Exercise aim:
Carry none of the pictures over; set down the material below exactly.

#####

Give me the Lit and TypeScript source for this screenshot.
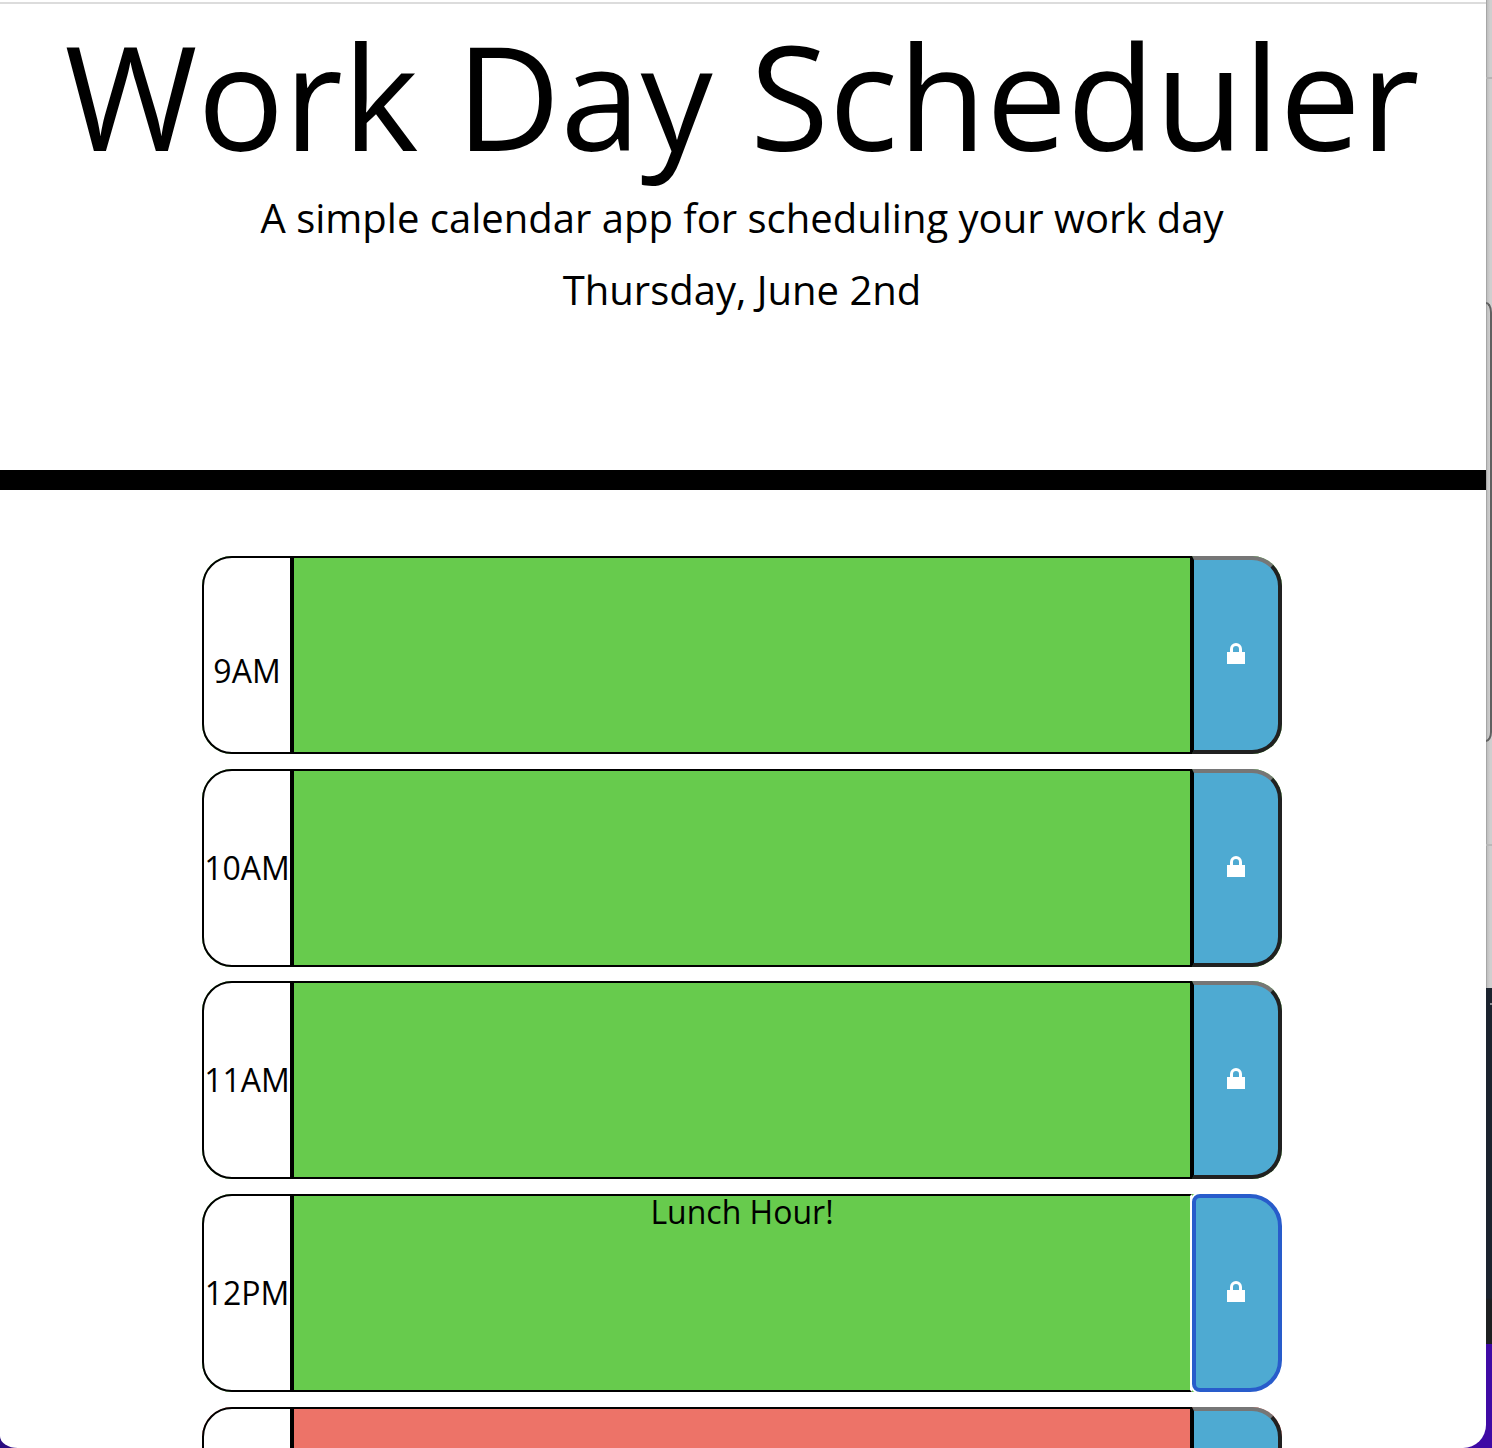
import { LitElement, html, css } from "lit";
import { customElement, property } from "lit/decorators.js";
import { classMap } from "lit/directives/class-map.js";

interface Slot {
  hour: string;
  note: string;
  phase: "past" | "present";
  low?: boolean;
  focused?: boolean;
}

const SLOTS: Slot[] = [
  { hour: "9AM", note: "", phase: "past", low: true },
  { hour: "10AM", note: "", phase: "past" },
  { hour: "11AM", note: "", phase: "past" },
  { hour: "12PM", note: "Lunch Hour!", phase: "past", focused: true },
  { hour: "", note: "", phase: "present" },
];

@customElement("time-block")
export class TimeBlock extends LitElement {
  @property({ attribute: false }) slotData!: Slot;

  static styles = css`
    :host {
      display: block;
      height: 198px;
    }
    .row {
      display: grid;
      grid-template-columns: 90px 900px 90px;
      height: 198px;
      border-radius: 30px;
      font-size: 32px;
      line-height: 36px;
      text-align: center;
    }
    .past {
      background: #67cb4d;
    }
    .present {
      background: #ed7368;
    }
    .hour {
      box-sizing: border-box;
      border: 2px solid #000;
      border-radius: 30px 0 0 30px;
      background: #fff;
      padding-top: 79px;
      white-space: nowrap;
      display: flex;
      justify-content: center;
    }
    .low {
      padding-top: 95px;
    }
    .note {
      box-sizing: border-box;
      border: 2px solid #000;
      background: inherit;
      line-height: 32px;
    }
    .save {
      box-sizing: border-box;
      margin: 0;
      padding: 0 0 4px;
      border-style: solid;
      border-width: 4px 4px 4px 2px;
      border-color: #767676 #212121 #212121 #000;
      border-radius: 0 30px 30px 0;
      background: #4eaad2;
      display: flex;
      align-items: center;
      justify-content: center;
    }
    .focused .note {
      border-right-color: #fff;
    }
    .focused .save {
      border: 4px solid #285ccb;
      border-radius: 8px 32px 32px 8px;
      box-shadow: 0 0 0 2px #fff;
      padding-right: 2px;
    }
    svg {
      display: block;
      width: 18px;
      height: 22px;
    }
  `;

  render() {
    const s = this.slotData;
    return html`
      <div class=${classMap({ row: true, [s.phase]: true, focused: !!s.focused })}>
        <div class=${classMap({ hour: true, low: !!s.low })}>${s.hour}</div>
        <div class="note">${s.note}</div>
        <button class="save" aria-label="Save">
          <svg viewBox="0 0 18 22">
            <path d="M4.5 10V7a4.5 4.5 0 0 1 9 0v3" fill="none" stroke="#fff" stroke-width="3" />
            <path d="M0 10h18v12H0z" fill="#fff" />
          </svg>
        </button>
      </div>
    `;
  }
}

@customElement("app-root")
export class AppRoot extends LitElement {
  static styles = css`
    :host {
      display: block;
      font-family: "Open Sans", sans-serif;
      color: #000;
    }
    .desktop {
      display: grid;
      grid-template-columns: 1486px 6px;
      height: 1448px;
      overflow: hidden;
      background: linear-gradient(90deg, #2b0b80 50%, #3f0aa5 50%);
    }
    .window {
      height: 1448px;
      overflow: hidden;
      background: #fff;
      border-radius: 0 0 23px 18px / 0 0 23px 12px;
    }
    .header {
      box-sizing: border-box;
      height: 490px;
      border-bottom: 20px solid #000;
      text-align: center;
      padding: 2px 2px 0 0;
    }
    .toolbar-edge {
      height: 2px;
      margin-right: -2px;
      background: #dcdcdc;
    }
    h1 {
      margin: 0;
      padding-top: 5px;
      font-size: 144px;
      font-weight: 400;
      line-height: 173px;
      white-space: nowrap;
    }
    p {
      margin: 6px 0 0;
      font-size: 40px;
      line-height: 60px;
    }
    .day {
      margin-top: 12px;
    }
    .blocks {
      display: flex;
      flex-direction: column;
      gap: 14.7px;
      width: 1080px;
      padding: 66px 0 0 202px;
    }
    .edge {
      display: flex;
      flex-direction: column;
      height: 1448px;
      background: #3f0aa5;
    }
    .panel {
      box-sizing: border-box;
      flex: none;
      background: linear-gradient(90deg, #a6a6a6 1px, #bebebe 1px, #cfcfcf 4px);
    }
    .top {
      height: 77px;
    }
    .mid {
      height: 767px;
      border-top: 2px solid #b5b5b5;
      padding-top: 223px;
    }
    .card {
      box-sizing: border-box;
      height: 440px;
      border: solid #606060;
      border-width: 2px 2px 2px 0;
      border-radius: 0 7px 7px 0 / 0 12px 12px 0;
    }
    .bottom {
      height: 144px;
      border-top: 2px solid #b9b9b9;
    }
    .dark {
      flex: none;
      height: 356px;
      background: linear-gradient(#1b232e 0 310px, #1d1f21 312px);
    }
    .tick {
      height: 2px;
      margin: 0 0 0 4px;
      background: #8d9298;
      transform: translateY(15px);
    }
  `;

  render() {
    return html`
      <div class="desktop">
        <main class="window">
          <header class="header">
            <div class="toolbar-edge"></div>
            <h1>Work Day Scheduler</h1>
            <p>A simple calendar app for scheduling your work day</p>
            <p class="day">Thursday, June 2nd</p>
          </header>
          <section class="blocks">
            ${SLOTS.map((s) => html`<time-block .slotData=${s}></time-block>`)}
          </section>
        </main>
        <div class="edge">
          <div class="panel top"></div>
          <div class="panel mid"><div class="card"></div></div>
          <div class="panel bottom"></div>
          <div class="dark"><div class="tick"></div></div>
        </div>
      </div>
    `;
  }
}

#####

Solution for this exercise:
Give me the Lit and TypeScript source for this screenshot.
import { LitElement, html, css } from "lit";
import { customElement, property } from "lit/decorators.js";
import { classMap } from "lit/directives/class-map.js";

interface Slot {
  hour: string;
  note: string;
  phase: "past" | "present";
  low?: boolean;
  focused?: boolean;
}

const SLOTS: Slot[] = [
  { hour: "9AM", note: "", phase: "past", low: true },
  { hour: "10AM", note: "", phase: "past" },
  { hour: "11AM", note: "", phase: "past" },
  { hour: "12PM", note: "Lunch Hour!", phase: "past", focused: true },
  { hour: "", note: "", phase: "present" },
];

@customElement("time-block")
export class TimeBlock extends LitElement {
  @property({ attribute: false }) slotData!: Slot;

  static styles = css`
    :host {
      display: block;
      height: 198px;
    }
    .row {
      display: grid;
      grid-template-columns: 90px 900px 90px;
      height: 198px;
      border-radius: 30px;
      font-size: 32px;
      line-height: 36px;
      text-align: center;
    }
    .past {
      background: #67cb4d;
    }
    .present {
      background: #ed7368;
    }
    .hour {
      box-sizing: border-box;
      border: 2px solid #000;
      border-radius: 30px 0 0 30px;
      background: #fff;
      padding-top: 79px;
      white-space: nowrap;
      display: flex;
      justify-content: center;
    }
    .low {
      padding-top: 95px;
    }
    .note {
      box-sizing: border-box;
      border: 2px solid #000;
      background: inherit;
      line-height: 32px;
    }
    .save {
      box-sizing: border-box;
      margin: 0;
      padding: 0 0 4px;
      border-style: solid;
      border-width: 4px 4px 4px 2px;
      border-color: #767676 #212121 #212121 #000;
      border-radius: 0 30px 30px 0;
      background: #4eaad2;
      display: flex;
      align-items: center;
      justify-content: center;
    }
    .focused .note {
      border-right-color: #fff;
    }
    .focused .save {
      border: 4px solid #285ccb;
      border-radius: 8px 32px 32px 8px;
      box-shadow: 0 0 0 2px #fff;
      padding-right: 2px;
    }
    svg {
      display: block;
      width: 18px;
      height: 22px;
    }
  `;

  render() {
    const s = this.slotData;
    return html`
      <div class=${classMap({ row: true, [s.phase]: true, focused: !!s.focused })}>
        <div class=${classMap({ hour: true, low: !!s.low })}>${s.hour}</div>
        <div class="note">${s.note}</div>
        <button class="save" aria-label="Save">
          <svg viewBox="0 0 18 22">
            <path d="M4.5 10V7a4.5 4.5 0 0 1 9 0v3" fill="none" stroke="#fff" stroke-width="3" />
            <path d="M0 10h18v12H0z" fill="#fff" />
          </svg>
        </button>
      </div>
    `;
  }
}

@customElement("app-root")
export class AppRoot extends LitElement {
  static styles = css`
    :host {
      display: block;
      font-family: "Open Sans", sans-serif;
      color: #000;
    }
    .desktop {
      display: grid;
      grid-template-columns: 1486px 6px;
      height: 1448px;
      overflow: hidden;
      background: linear-gradient(90deg, #2b0b80 50%, #3f0aa5 50%);
    }
    .window {
      height: 1448px;
      overflow: hidden;
      background: #fff;
      border-radius: 0 0 23px 18px / 0 0 23px 12px;
    }
    .header {
      box-sizing: border-box;
      height: 490px;
      border-bottom: 20px solid #000;
      text-align: center;
      padding: 2px 2px 0 0;
    }
    .toolbar-edge {
      height: 2px;
      margin-right: -2px;
      background: #dcdcdc;
    }
    h1 {
      margin: 0;
      padding-top: 5px;
      font-size: 144px;
      font-weight: 400;
      line-height: 173px;
      white-space: nowrap;
    }
    p {
      margin: 6px 0 0;
      font-size: 40px;
      line-height: 60px;
    }
    .day {
      margin-top: 12px;
    }
    .blocks {
      display: flex;
      flex-direction: column;
      gap: 14.7px;
      width: 1080px;
      padding: 66px 0 0 202px;
    }
    .edge {
      display: flex;
      flex-direction: column;
      height: 1448px;
      background: #3f0aa5;
    }
    .panel {
      box-sizing: border-box;
      flex: none;
      background: linear-gradient(90deg, #a6a6a6 1px, #bebebe 1px, #cfcfcf 4px);
    }
    .top {
      height: 77px;
    }
    .mid {
      height: 767px;
      border-top: 2px solid #b5b5b5;
      padding-top: 223px;
    }
    .card {
      box-sizing: border-box;
      height: 440px;
      border: solid #606060;
      border-width: 2px 2px 2px 0;
      border-radius: 0 7px 7px 0 / 0 12px 12px 0;
    }
    .bottom {
      height: 144px;
      border-top: 2px solid #b9b9b9;
    }
    .dark {
      flex: none;
      height: 356px;
      background: linear-gradient(#1b232e 0 310px, #1d1f21 312px);
    }
    .tick {
      height: 2px;
      margin: 0 0 0 4px;
      background: #8d9298;
      transform: translateY(15px);
    }
  `;

  render() {
    return html`
      <div class="desktop">
        <main class="window">
          <header class="header">
            <div class="toolbar-edge"></div>
            <h1>Work Day Scheduler</h1>
            <p>A simple calendar app for scheduling your work day</p>
            <p class="day">Thursday, June 2nd</p>
          </header>
          <section class="blocks">
            ${SLOTS.map((s) => html`<time-block .slotData=${s}></time-block>`)}
          </section>
        </main>
        <div class="edge">
          <div class="panel top"></div>
          <div class="panel mid"><div class="card"></div></div>
          <div class="panel bottom"></div>
          <div class="dark"><div class="tick"></div></div>
        </div>
      </div>
    `;
  }
}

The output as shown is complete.